YAZAR: JOSE SARAMAGO
ÇEVİREN: IŞIK ERGÜDEN
YAYINEVİ: KIRMIZI KEDİ YAYINLARI
SAYFA SAYISI: 331
YORUM: Herkese merhabalar. Şahane bir Saramago kitabını sizlere anlatmaya çalışacağım. Körlük bir distopya olarak geçiyor. Kısaca söylemek gerekirse karamsar devlet senaryoları diye biliriz. Kitap bilinmeyen bir ülkenin bilinmeyen bir şehrinde geçiyor. Kitapta ki bir diğer özellik ise karakterlerin adı yok. Meslekleri yada ilk kör, ilk körün karısı, doktor gibi sıfatlarla adlandırılıyorlar.
Kitabın konusu arka kapakta çok iyi anlatılmış ben de kısaca değineyim. Trafikte kırmızı ışıkta duran bir adam aniden kör olur ve bu körün temas ettiği herkes aynı sonla karşılaşır ve kör olurlar. Bunlardan biride ilk körün gittiği doktordur. Doktor kör olduğunda bu beyaz körlüğün bulaşıcı olduğunu anlar. Körlük herkesin bildiğinin aksine kitabımızda beyazdır. Yani kör olanlar bir karanlığa değil, beyazlığa mahkum olurlar. Doktor; devlet büyükleri ile temas kurmaya çalışır ve bu sırada da körlük olayları artar. Devlet bu senaryo karşısında ne yapacaklarını düşünürken körleri toplayıp karantina altına almaya karar verir. Eski bir akıl hastanesine körler ve körlük tehlikesi yasayanlar toplanır ve kapatılır. Kitabın çok büyük çoğunluğu bu karantina zamanlarını ve insanın pisliğini anlatıyor. Zorda kalınca insanın neler yapabileceği çok güzel anlatılmış. İnsan denen mahlukun insanlığından çıkışını net ve çarpıcı bir şekilde görüyoruz. Ben kitabı okurken düşündüm gerçekten körlük bulaşıcı olsa neler olur. Her şeyimiz dostlarımız, ailelerimiz birden etrafımızdan kaybolurlar. Acaba kim bize bakar, kim kör olma riskiyle bize bakar. Dostlarımız yanımızda olur mu ? bu soruların yanıtları çok açık seçik olmasa da kitapta var.

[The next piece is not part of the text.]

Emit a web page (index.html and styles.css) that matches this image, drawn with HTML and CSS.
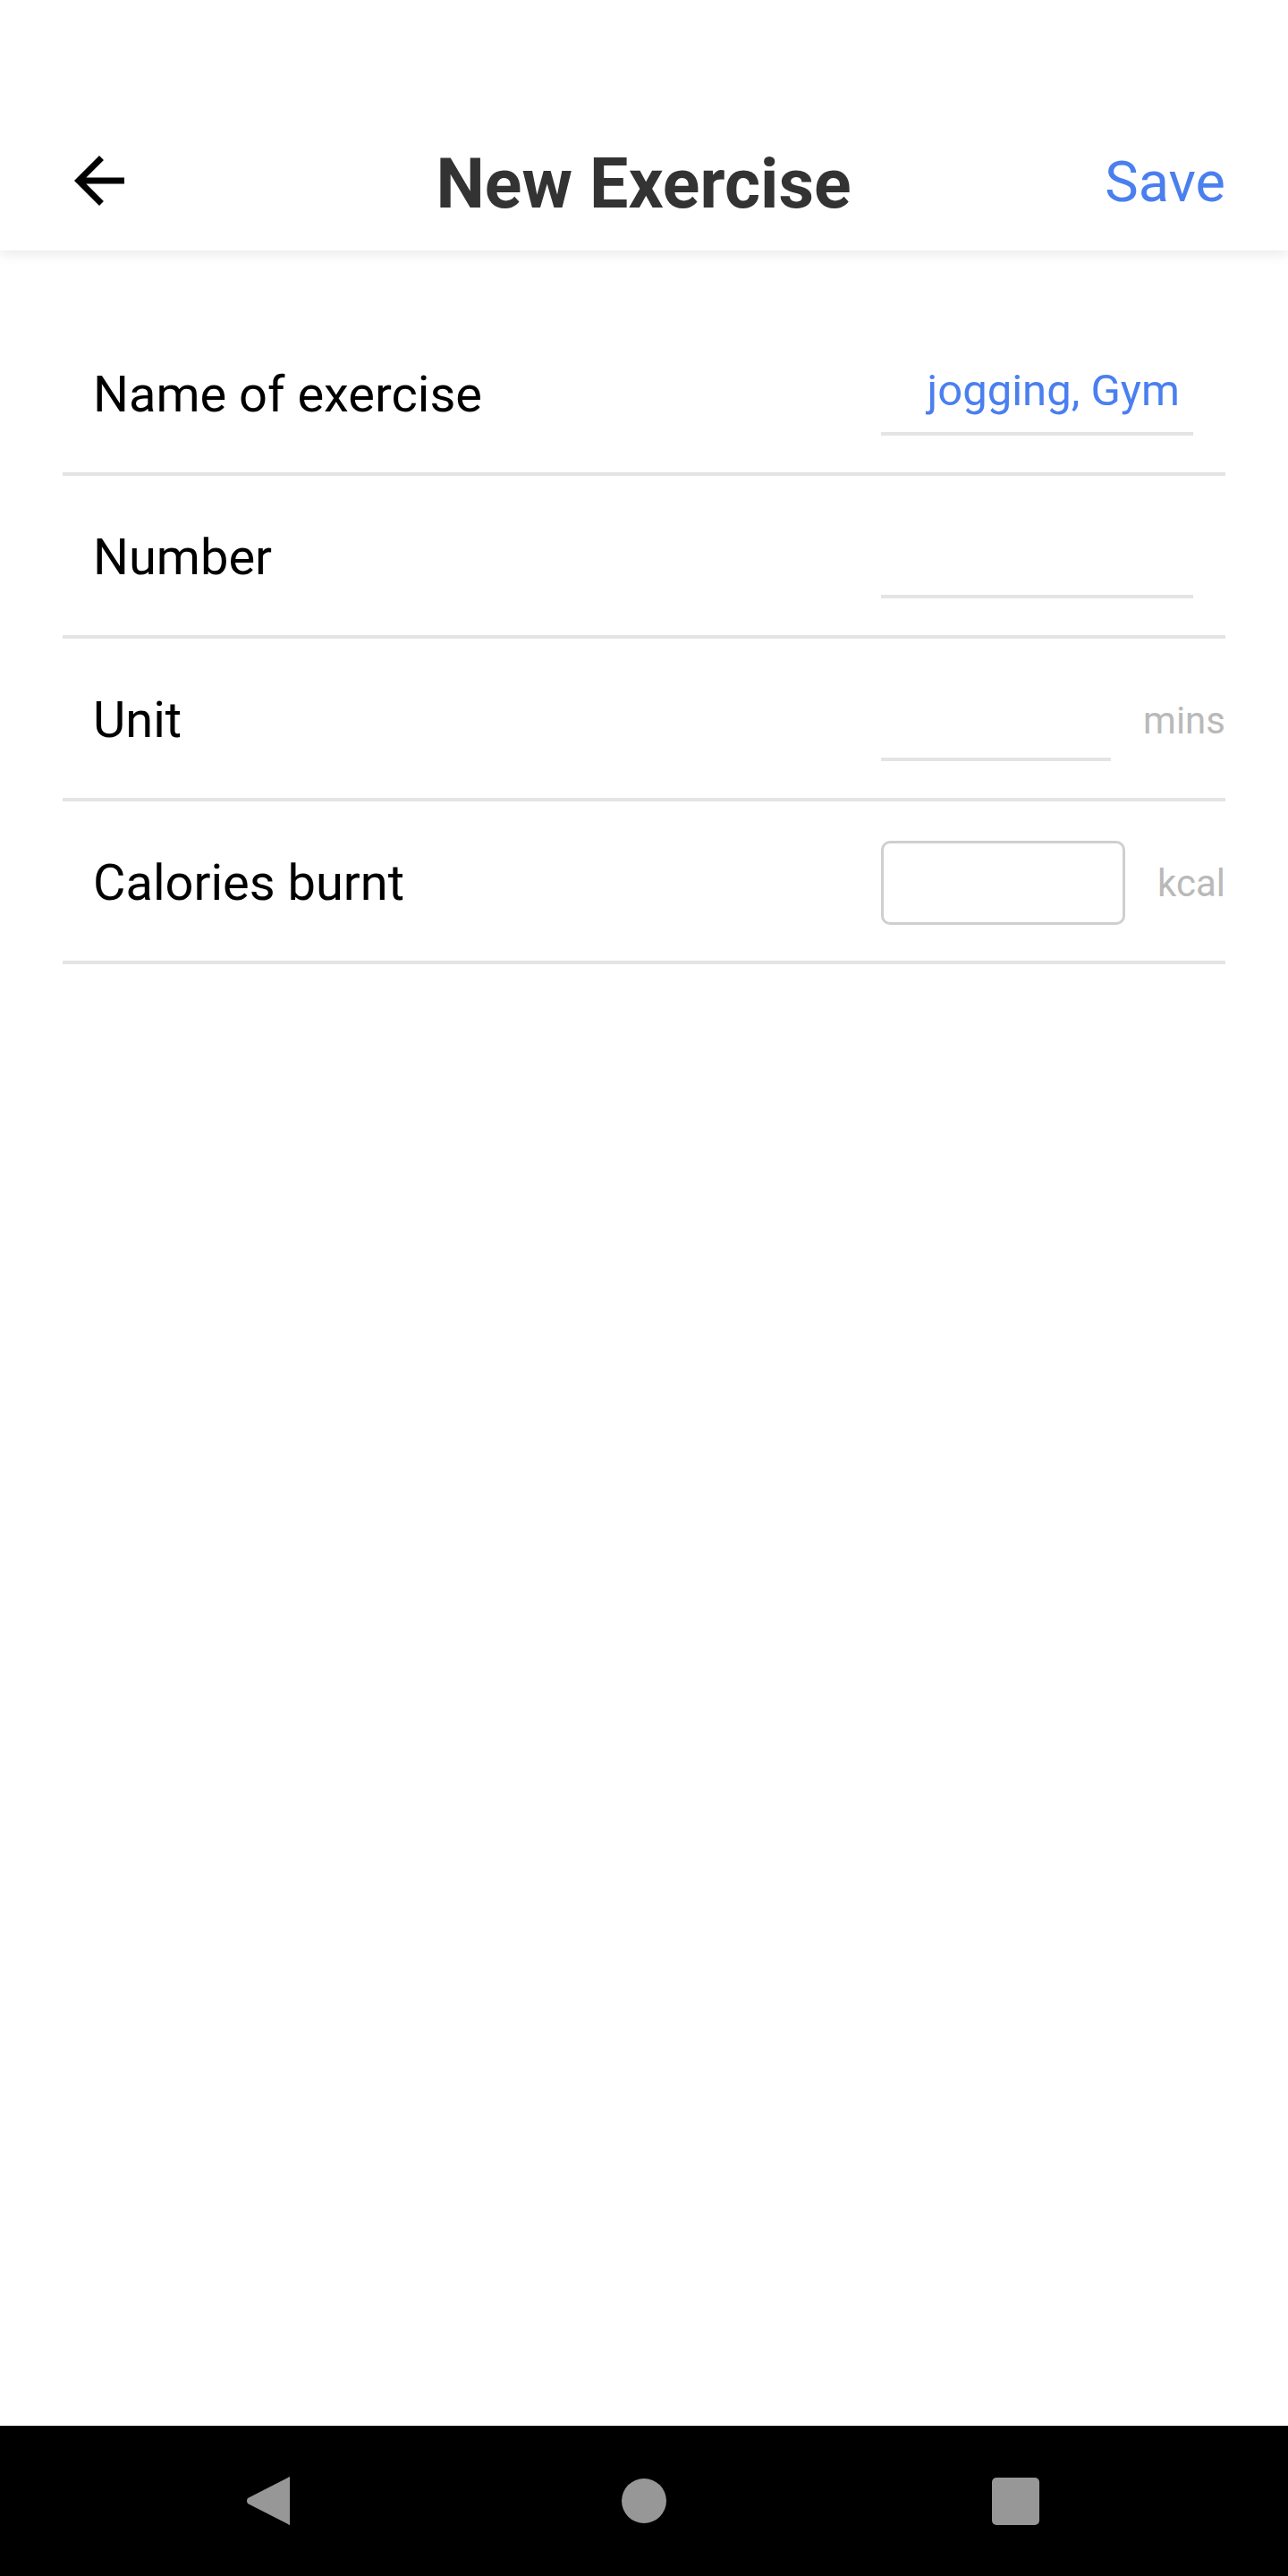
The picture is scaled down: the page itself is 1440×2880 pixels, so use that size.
FILE: index.html
```html
<!DOCTYPE html>
<html lang="en">
<head>
<meta charset="utf-8">
<title>New Exercise</title>
<link rel="stylesheet" href="styles.css">
</head>
<body>
<div class="screen">
  <header class="appbar">
    <button class="back" aria-label="Back">
      <svg viewBox="0 0 24 24" width="84" height="84"><path d="M20 11H7.83l5.59-5.59L12 4l-8 8 8 8 1.41-1.41L7.83 13H20v-2z" fill="#000"/></svg>
    </button>
    <h1 class="title">New Exercise</h1>
    <span class="save">Save</span>
  </header>
  <main class="form">
    <div class="row">
      <span class="label">Name of exercise</span>
      <div class="field pad">
        <input class="line" type="text" placeholder="jogging, Gym">
      </div>
    </div>
    <div class="row">
      <span class="label">Number</span>
      <div class="field pad">
        <input class="line" type="text">
      </div>
    </div>
    <div class="row">
      <span class="label">Unit</span>
      <div class="field">
        <input class="line" type="text">
        <span class="unit">mins</span>
      </div>
    </div>
    <div class="row">
      <span class="label">Calories burnt</span>
      <div class="field">
        <input class="box" type="text">
        <span class="unit">kcal</span>
      </div>
    </div>
  </main>
  <nav class="navbar">
    <svg class="nav-back" viewBox="0 0 50 56" width="50" height="56"><path d="M49 2 L49 54 Q49 56 47 54 L2 31 Q0 28 2 25 L47 2 Q49 0 49 2 Z" fill="#979797"/></svg>
    <span class="nav-home"></span>
    <span class="nav-recent"></span>
  </nav>
</div>
</body>
</html>
```

FILE: styles.css
```css
* { box-sizing: border-box; }
html, body { margin: 0; padding: 0; background: #fff; }
body { font-family: Roboto, "Noto Sans", "Liberation Sans", sans-serif; }

.screen {
  width: 1440px;
  min-height: 2880px;
  display: flex;
  flex-direction: column;
}

.appbar {
  height: 280px;
  padding: 124px 70px 0 69px;
  display: grid;
  grid-template-columns: 1fr auto 1fr;
  align-items: center;
  background: #fff;
  box-shadow: 0 4px 14px rgba(0,0,0,0.09);
  position: relative;
  z-index: 1;
}
.back {
  justify-self: start;
  border: 0;
  background: none;
  padding: 0;
  width: 84px;
  height: 84px;
  display: block;
}
.back svg { display: block; }
.title {
  margin: 8px 0 0;
  font-size: 77px;
  font-weight: 700;
  color: #333;
  line-height: 1;
}
.save {
  justify-self: end;
  margin-top: 2px;
  font-size: 63px;
  color: #4a7fef;
  line-height: 1;
}

.form {
  flex: 1;
  margin-top: 70px;
  padding: 0 70px;
}
.row {
  height: 182px;
  padding: 4px 36px 0 34px;
  border-bottom: 4px solid #e4e4e4;
  display: flex;
  align-items: center;
}
.label {
  flex: 1;
  font-size: 56px;
  color: #000;
}
.field {
  width: 385px;
  margin-right: -36px;
  display: flex;
  align-items: center;
  gap: 36px;
}
.field.pad { padding-right: 36px; }
.line, .box {
  flex: 1;
  min-width: 0;
  margin: 0;
  font-family: inherit;
  font-size: 49px;
  color: #4a7fef;
  background: transparent;
  outline: none;
  text-align: right;
}
.line {
  height: 92px;
  border: 0;
  border-bottom: 4px solid #e4e4e4;
  padding: 0 15px 6px 0;
}
.line::placeholder { color: #4a7fef; opacity: 1; }
.box {
  height: 94px;
  border: 3px solid #cfcfcf;
  border-radius: 10px;
  padding: 0 12px;
}
.unit {
  font-size: 42px;
  color: #b9b9b9;
}

.navbar {
  height: 168px;
  padding-left: 275px;
  background: #000;
  display: flex;
  align-items: center;
}
.nav-back { display: block; }
.nav-home {
  width: 50px;
  height: 50px;
  border-radius: 50%;
  background: #979797;
  margin-left: 370px;
}
.nav-recent {
  width: 53px;
  height: 53px;
  border-radius: 5px;
  background: #979797;
  margin-left: 364px;
}
```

Karantina altına alınan körlerin arasında ilk körün karısı da var. Fakat kadın kör değil. Belki kimsenin yapmayacağı bir fedakarlıkla kocasının yanından gidebilmek için kör taklidi yapar ve o da karantina bölgesine alınır. Burada tüm körlerin arasında tek gören olarak herkese yardımcı olmaya çalışır. Fakat bütün bu körlerin arasında kimsenin kendini görmediğinden emin olan insanların arasında gözü gören biri olmak sanılandan çok zordur. Kadın çoğu zaman keşke bende artık kör olsam demektedir. Kitap bu şekilde ben kitabı sevdim. Filmini de kısa sürede izlemek isterim. Fakat bence bu kitap Kabille yarışamaz. Benim gönlümde çok ayrı bir yeri olan Kabil bu kitabı biraz gölgede bıraktı.